# Prompt
Locate the word "this" in the material, then show every line that holds it.

# Provided entries
********

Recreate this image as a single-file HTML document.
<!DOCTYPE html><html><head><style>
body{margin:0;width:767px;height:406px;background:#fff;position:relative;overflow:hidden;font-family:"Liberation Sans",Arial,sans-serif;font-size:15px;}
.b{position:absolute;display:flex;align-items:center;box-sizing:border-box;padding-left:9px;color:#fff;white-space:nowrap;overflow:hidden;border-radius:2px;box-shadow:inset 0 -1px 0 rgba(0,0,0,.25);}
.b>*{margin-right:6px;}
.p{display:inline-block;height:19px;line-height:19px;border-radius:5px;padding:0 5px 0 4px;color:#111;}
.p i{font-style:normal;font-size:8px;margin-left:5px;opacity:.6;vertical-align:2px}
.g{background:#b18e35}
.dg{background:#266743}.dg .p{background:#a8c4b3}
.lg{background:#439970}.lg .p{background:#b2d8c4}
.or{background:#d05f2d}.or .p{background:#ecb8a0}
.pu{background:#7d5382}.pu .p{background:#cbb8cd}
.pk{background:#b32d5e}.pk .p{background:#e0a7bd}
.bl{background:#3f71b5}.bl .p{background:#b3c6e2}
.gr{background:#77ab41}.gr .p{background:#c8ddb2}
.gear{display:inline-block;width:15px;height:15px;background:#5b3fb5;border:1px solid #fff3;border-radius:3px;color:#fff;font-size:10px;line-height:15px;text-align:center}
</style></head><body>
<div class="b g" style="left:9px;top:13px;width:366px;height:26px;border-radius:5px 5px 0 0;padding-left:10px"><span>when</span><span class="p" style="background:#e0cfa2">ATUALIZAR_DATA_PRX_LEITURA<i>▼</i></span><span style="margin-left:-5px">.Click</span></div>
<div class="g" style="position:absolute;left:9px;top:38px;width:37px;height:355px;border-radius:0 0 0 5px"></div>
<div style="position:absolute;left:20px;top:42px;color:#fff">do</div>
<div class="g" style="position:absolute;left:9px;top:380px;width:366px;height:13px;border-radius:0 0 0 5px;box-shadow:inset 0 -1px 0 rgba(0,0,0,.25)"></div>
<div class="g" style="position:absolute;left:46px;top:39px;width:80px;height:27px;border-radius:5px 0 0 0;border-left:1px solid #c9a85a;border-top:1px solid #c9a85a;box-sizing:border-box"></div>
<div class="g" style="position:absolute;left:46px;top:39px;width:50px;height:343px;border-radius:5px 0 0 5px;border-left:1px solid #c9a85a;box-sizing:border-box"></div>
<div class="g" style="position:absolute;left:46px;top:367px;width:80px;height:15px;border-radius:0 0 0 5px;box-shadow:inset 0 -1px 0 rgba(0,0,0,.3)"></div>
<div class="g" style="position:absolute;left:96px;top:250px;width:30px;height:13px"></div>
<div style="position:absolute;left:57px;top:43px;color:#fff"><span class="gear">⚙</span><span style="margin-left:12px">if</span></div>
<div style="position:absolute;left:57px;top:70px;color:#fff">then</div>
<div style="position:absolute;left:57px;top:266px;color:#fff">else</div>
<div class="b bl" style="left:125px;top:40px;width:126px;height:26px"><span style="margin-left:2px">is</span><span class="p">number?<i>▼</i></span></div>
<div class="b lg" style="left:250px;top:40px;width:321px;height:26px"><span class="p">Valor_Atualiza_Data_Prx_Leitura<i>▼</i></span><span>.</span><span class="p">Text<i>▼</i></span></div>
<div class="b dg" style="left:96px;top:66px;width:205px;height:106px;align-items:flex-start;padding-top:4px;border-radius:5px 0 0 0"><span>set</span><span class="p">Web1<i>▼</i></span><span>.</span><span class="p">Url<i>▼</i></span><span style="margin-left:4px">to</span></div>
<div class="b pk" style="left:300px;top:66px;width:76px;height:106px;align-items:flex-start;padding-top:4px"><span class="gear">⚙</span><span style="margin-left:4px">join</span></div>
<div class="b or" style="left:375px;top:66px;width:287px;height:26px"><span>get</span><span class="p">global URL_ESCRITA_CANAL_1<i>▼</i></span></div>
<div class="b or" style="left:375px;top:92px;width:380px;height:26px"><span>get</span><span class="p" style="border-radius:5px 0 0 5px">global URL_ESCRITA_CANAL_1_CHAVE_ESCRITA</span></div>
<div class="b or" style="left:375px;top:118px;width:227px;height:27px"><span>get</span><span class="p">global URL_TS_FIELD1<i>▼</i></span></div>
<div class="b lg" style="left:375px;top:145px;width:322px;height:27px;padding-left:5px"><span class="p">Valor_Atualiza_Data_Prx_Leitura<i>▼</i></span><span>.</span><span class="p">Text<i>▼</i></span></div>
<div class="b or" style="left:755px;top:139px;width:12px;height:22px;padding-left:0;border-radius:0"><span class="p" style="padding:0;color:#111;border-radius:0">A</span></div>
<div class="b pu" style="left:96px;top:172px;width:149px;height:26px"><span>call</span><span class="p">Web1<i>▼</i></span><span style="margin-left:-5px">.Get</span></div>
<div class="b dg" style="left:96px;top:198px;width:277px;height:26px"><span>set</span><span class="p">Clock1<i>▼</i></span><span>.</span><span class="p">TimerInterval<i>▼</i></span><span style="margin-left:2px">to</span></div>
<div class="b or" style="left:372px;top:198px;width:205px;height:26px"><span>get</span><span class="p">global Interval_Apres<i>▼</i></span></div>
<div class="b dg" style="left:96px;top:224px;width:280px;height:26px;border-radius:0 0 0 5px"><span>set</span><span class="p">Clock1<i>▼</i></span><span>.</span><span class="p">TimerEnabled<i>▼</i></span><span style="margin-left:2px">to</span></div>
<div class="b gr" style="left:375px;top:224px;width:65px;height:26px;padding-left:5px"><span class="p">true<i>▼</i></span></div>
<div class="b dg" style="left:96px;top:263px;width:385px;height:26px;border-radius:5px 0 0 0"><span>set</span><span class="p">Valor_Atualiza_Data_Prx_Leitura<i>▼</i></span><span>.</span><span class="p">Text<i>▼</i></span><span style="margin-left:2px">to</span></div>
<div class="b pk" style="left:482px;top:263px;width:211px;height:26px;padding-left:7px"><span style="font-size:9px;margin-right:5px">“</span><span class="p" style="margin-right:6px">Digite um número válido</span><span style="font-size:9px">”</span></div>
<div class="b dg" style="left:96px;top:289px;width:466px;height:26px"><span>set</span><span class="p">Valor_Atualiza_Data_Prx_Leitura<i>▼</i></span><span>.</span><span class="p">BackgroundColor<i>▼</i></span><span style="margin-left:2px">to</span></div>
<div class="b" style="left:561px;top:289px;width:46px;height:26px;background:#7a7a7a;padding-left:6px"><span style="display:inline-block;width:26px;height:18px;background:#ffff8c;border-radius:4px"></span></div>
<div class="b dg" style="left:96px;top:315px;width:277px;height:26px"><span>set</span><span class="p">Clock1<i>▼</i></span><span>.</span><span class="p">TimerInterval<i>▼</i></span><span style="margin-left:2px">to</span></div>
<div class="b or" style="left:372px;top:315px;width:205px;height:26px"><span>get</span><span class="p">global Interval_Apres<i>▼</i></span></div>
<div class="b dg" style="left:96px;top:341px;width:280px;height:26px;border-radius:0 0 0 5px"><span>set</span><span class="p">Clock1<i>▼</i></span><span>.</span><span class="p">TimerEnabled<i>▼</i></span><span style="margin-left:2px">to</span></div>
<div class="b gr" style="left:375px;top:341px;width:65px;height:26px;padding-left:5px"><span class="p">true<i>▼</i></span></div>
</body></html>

********

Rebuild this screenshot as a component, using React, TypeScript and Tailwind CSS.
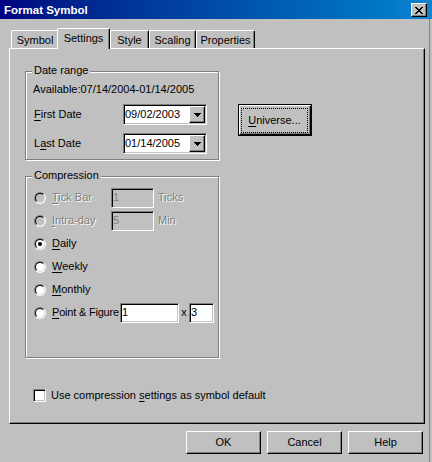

********

# Task response
Recreate this image as a single-file HTML document.
Rebuild this screenshot as a component, using React, TypeScript and Tailwind CSS.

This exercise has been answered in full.